[What you need to do] Reproduce the listing below from the line with "Write the React" to the line with "export default App;", both lines included, character for character, minus any pictures.

Records contained in a dataset:

************

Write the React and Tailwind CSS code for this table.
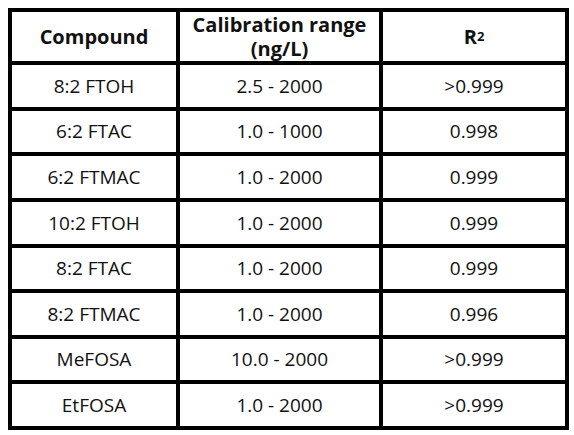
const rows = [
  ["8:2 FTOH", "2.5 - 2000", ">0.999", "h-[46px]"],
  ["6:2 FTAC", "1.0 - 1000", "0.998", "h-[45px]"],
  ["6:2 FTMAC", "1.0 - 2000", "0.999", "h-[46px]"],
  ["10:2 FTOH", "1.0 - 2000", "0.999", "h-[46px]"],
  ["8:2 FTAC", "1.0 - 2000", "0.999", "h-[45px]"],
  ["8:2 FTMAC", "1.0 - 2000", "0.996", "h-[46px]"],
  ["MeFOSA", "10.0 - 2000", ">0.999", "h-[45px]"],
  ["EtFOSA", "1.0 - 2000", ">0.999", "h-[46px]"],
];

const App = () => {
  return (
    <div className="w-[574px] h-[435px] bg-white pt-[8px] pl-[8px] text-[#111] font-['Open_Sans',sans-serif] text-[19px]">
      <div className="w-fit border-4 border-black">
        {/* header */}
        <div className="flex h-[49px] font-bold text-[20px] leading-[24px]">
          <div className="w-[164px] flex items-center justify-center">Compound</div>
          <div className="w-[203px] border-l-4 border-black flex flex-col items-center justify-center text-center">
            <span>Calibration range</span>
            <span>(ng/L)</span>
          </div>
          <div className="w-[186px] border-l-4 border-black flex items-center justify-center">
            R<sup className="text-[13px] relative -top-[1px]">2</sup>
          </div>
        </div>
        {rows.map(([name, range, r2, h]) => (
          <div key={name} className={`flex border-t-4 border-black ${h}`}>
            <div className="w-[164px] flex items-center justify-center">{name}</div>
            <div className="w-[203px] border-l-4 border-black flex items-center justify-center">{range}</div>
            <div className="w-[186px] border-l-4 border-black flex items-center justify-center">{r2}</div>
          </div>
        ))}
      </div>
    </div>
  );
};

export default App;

************

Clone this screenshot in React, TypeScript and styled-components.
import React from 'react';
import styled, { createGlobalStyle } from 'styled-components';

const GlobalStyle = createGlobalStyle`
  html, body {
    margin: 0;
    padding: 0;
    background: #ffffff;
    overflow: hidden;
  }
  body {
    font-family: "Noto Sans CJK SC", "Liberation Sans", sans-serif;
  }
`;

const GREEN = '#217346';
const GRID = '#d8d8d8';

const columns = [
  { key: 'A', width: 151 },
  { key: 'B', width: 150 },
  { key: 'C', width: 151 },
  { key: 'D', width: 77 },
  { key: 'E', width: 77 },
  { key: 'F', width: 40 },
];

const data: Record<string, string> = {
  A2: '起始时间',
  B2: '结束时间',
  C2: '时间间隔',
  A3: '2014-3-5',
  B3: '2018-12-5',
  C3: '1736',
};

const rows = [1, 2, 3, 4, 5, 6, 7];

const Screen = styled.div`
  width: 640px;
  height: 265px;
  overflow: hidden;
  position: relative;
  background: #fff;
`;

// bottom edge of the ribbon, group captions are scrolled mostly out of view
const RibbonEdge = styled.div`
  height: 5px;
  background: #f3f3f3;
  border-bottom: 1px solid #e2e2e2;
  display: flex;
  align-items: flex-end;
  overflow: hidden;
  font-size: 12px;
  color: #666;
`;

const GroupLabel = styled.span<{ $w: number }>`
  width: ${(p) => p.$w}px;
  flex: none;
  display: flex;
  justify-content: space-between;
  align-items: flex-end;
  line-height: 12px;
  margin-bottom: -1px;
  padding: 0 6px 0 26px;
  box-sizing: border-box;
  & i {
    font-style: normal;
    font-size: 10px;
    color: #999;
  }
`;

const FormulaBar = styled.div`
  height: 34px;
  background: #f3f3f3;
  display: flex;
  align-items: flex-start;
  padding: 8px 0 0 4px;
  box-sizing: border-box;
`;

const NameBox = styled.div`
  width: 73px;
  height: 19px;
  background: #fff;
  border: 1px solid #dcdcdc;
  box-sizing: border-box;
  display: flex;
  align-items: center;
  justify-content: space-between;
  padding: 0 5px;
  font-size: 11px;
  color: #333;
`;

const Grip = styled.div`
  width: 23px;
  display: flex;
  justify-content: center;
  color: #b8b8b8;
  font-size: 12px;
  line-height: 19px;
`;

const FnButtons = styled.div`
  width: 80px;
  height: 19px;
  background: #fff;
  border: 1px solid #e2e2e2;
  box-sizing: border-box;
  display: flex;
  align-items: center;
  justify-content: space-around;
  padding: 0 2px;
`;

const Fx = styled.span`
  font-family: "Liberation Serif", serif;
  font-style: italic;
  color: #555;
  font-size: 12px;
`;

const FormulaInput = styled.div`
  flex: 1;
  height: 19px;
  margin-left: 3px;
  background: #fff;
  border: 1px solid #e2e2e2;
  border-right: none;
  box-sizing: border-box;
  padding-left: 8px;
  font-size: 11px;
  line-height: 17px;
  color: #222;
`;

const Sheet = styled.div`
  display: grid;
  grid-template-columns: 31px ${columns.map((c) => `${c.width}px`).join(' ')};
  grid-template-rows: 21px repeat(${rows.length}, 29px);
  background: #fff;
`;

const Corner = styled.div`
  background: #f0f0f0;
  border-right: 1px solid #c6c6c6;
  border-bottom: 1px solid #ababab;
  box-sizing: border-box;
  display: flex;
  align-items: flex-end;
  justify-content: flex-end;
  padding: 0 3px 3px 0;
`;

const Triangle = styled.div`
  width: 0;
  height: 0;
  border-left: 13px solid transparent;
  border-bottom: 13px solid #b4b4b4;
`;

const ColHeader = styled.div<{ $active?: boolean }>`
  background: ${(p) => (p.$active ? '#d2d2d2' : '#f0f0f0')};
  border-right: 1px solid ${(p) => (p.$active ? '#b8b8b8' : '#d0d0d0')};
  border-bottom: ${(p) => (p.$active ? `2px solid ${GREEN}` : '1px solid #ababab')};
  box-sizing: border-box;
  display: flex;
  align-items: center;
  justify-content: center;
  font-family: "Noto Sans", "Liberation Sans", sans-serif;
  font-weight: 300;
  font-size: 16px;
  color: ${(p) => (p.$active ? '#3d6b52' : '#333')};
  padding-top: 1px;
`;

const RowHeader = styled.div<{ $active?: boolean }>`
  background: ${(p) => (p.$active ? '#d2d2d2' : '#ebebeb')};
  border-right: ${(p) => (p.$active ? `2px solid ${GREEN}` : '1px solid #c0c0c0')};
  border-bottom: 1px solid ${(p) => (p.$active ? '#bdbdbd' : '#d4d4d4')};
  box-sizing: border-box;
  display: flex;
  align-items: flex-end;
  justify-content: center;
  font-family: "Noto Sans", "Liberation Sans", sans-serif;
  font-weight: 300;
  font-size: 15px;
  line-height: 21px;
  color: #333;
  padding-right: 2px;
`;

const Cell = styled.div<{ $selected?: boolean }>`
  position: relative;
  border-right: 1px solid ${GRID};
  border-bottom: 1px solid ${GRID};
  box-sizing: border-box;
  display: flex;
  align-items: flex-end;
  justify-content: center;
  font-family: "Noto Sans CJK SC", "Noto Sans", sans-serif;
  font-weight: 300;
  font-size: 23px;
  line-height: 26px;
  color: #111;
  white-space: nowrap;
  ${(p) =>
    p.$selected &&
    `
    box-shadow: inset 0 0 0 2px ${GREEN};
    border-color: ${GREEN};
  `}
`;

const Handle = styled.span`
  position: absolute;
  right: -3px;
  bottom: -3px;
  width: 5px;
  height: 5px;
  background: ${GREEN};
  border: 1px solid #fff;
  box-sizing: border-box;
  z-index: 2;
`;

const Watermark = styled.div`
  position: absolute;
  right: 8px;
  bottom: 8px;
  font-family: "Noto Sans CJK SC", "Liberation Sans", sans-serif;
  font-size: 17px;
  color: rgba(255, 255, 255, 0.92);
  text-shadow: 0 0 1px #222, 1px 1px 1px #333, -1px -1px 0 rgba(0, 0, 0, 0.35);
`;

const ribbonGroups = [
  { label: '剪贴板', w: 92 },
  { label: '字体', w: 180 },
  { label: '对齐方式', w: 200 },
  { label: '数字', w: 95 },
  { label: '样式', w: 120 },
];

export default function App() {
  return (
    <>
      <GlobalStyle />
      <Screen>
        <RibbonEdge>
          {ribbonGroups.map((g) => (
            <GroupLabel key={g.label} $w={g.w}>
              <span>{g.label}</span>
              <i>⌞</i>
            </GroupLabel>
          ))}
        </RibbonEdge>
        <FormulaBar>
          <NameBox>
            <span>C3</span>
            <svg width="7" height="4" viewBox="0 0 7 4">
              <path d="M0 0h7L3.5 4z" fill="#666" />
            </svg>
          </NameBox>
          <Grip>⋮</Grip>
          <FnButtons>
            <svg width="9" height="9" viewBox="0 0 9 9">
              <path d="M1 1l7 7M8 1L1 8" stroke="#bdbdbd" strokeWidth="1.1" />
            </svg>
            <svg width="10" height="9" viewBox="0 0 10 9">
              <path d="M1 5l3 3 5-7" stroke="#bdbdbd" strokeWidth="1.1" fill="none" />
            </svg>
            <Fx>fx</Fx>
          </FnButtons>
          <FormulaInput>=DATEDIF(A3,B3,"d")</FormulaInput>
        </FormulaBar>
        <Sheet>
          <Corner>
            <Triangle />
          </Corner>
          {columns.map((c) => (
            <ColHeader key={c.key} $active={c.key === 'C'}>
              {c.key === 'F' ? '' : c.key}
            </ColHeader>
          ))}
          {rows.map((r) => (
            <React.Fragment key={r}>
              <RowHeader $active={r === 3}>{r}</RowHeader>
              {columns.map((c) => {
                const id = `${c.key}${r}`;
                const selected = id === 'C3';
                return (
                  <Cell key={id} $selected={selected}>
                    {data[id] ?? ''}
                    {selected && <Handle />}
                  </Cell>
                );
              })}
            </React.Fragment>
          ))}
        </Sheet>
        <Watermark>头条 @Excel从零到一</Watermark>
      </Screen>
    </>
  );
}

************

[Task result]
Write the React and Tailwind CSS code for this table.
const rows = [
  ["8:2 FTOH", "2.5 - 2000", ">0.999", "h-[46px]"],
  ["6:2 FTAC", "1.0 - 1000", "0.998", "h-[45px]"],
  ["6:2 FTMAC", "1.0 - 2000", "0.999", "h-[46px]"],
  ["10:2 FTOH", "1.0 - 2000", "0.999", "h-[46px]"],
  ["8:2 FTAC", "1.0 - 2000", "0.999", "h-[45px]"],
  ["8:2 FTMAC", "1.0 - 2000", "0.996", "h-[46px]"],
  ["MeFOSA", "10.0 - 2000", ">0.999", "h-[45px]"],
  ["EtFOSA", "1.0 - 2000", ">0.999", "h-[46px]"],
];

const App = () => {
  return (
    <div className="w-[574px] h-[435px] bg-white pt-[8px] pl-[8px] text-[#111] font-['Open_Sans',sans-serif] text-[19px]">
      <div className="w-fit border-4 border-black">
        {/* header */}
        <div className="flex h-[49px] font-bold text-[20px] leading-[24px]">
          <div className="w-[164px] flex items-center justify-center">Compound</div>
          <div className="w-[203px] border-l-4 border-black flex flex-col items-center justify-center text-center">
            <span>Calibration range</span>
            <span>(ng/L)</span>
          </div>
          <div className="w-[186px] border-l-4 border-black flex items-center justify-center">
            R<sup className="text-[13px] relative -top-[1px]">2</sup>
          </div>
        </div>
        {rows.map(([name, range, r2, h]) => (
          <div key={name} className={`flex border-t-4 border-black ${h}`}>
            <div className="w-[164px] flex items-center justify-center">{name}</div>
            <div className="w-[203px] border-l-4 border-black flex items-center justify-center">{range}</div>
            <div className="w-[186px] border-l-4 border-black flex items-center justify-center">{r2}</div>
          </div>
        ))}
      </div>
    </div>
  );
};

export default App;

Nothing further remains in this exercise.